Personal details
- Born: October 27, 1854 Uxbridge, Ontario, Canada
- Died: August 29, 1930 (aged 75)
- Denomination: Society of Friends
- Parents: Joseph Gould

= Alma Gould Dale =

Canadian Quaker minister (1854–1930)

Alma Gould Dale (October 27, 1854 – August 29, 1930), "a legendary figure in Canada history," founded the first monthly Quaker meeting in western Canada, at Hartney, Manitoba, in 1899. She represents the Quaker presence in Canada on one of the seventy-five panels in the Quaker Tapestry at Friends' House, in London, where she is credited with a major role in the growth of Quakerism in Canada from 1800 on. On the tapestry, she is depicted driving a palomino team to a Quaker settlement in western Canada, which she drove in all weather. She was well known as a dynamic speaker and was invited to speak in Canada, England, and New Zealand.

==Life==
Alma Dale was born in Uxbridge, Ontario, on October 27, 1854. She grew up in the Uxbridge Quaker community, which had been established in the early 1800s. Her parents were Joseph and Mary Gould (née James). Her brother was Isaac James Gould. Her father had taken part in the Rebellion of 1837 and later represented North Ontario in the Legislative Assembly of Canada from 1854 to 1861.

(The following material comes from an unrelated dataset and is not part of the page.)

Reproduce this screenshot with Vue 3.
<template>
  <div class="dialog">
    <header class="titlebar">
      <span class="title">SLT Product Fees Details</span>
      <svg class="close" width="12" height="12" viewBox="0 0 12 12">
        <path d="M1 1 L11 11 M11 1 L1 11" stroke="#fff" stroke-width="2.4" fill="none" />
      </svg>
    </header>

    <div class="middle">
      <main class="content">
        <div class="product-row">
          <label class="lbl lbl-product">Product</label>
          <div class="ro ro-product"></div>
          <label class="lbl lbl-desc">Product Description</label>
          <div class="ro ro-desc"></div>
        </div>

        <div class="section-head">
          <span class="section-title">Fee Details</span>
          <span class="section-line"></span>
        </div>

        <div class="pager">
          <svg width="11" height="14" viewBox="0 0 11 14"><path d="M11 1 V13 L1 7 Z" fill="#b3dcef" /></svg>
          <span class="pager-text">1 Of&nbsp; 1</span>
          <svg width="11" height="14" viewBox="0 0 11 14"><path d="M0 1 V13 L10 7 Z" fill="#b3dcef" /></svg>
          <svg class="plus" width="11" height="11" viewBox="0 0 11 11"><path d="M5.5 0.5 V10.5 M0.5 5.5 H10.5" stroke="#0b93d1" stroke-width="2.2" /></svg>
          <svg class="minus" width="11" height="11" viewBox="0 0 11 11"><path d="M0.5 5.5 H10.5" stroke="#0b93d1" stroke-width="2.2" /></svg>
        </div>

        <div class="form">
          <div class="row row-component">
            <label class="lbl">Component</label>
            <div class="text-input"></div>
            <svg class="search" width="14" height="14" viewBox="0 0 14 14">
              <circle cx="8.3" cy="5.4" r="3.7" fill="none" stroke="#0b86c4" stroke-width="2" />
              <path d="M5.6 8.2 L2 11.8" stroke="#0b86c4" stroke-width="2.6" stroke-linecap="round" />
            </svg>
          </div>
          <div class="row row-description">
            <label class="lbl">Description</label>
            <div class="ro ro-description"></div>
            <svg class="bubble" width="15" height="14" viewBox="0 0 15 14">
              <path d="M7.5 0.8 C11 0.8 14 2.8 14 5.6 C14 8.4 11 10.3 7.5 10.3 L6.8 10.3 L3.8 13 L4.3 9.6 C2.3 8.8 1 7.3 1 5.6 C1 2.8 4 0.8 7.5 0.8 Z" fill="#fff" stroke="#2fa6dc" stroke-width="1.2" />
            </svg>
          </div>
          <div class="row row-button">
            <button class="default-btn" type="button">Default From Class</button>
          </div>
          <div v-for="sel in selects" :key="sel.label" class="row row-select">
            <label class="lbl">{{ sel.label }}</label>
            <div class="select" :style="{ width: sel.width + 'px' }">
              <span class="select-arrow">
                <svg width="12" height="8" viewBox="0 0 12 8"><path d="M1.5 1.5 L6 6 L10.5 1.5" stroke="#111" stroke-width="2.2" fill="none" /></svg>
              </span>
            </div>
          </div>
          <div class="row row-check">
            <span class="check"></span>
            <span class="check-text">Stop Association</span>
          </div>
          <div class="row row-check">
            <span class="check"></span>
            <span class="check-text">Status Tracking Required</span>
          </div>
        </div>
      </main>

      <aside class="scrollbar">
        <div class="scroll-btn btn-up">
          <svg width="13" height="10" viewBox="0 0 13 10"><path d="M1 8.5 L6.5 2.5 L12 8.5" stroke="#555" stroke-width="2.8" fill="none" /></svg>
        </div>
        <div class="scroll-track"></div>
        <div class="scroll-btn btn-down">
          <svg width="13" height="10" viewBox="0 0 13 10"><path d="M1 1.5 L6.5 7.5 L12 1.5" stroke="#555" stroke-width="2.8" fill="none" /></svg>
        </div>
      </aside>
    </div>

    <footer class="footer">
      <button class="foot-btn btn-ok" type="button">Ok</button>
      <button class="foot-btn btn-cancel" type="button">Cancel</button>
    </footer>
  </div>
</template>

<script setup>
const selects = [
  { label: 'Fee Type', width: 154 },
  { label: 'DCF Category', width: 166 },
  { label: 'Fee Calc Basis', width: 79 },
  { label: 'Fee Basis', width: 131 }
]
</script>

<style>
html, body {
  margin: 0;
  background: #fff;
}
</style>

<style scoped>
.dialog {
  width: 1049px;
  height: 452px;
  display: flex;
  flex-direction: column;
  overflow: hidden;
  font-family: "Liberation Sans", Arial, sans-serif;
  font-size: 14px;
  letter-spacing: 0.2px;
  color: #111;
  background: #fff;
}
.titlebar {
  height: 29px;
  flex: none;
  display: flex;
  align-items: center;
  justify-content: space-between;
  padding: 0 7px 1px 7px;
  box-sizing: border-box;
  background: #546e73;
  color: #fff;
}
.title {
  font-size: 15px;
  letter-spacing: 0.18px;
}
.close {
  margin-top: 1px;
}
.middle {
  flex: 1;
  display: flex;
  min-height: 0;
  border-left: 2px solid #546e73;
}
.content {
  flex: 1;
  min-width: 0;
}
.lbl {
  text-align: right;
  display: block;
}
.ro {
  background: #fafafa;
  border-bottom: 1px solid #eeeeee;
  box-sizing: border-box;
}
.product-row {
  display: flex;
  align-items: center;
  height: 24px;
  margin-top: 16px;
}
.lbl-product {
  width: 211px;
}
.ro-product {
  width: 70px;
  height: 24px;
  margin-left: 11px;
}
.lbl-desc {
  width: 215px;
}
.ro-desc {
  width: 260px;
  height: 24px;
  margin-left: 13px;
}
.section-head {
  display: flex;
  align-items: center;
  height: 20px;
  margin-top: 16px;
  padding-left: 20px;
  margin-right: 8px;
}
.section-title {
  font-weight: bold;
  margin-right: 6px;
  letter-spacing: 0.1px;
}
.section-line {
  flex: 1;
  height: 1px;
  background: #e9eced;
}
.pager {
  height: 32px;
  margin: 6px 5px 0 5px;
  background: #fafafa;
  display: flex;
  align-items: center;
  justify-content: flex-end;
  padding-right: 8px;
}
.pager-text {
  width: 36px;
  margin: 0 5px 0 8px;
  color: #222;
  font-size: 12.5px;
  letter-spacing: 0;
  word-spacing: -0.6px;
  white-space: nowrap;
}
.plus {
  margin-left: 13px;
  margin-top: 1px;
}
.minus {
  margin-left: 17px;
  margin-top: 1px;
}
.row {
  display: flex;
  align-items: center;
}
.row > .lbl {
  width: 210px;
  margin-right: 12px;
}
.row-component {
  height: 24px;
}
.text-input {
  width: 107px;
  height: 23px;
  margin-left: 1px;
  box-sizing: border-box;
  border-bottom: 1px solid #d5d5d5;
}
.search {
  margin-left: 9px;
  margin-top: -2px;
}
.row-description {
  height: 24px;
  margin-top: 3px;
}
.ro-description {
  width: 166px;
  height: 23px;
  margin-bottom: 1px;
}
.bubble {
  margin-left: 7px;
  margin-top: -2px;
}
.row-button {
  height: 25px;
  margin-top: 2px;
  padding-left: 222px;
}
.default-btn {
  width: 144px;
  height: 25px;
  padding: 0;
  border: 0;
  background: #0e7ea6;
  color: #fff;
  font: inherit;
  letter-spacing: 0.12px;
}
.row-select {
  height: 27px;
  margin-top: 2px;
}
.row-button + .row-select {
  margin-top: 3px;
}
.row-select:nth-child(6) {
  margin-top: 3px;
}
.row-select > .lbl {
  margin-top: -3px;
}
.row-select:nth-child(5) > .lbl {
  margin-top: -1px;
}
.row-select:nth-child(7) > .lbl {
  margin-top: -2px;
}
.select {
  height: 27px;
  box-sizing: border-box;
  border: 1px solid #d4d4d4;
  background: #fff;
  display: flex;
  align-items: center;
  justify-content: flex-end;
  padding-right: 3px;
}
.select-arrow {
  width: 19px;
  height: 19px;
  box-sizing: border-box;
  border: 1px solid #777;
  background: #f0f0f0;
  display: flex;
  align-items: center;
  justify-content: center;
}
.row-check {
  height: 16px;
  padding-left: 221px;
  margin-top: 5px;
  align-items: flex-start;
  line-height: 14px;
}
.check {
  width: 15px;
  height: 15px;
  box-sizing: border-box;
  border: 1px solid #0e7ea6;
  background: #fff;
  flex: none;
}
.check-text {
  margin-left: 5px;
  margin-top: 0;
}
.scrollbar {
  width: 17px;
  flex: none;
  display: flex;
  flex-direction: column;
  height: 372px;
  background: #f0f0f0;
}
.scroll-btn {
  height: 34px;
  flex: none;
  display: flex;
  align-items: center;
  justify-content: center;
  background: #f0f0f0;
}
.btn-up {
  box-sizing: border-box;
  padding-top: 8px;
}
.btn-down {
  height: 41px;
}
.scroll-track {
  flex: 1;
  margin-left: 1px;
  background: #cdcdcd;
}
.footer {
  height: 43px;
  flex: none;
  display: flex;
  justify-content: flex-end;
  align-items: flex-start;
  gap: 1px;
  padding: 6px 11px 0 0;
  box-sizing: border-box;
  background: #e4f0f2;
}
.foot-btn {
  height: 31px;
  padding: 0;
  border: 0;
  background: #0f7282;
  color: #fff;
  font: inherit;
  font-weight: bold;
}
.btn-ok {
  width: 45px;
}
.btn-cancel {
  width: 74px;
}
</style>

Dale spent eleven years, from 1887 to 1898, as a minister in Uxbridge, Ontario. During this time, she organized a Mission School. In 1898, the Canadian Yearly Meeting authorized Dale to set up meetings in locations of her choice, so she went west as a pioneer minister. In 1899, she organized a monthly meeting at Hartney, Manitoba, under the care of the Yonge Street Quarterly Meeting. While at Hartney, she was also instrumental in establishing a chapter of the Women's Christian Temperance Union. She helped to design and build the church building in Hartney. In a diary-style description of a visit to the western provinces, Jane Zavitz-Bond notes that Alma Dale was even seen up on the roof shingling. The church building was later moved to nearby Dand to be used by the United Church of Canada.

Dale's activities were wide-ranging. In 1907, she reported that she made 109 family visits, held 60 meetings attended by about 2050 persons, and drove 1800 miles in western Canada She also visited England on a 24-day mission to Hermonceux, but she suffered from bad health during this visit. A report of the visit mentions the return of "doubters, drunkards, and backsliders and doubling of attendance at various meetings.

Dale worked until her death at 76, on August 29, 1930. The Journal of the Canadian Friends Historical Association described her as a dynamic speaker able to arouse people's consciousness. In the days before women were acknowledged as having public voices, she accepted speaking engagements in Canada, England, and New Zealand. Bessie Dann recalled a sermon from Dale when she was visiting Norwich, taken from the Proverbs text "The spider taketh hold with her hands and is in king's palaces." In her diary, Gertrude Nicholson describes Alma Dale as "a little lady with short hair [who] dresses rather mannishly." She also mentioned the liveliness of her speaking style and her ability to manage horses.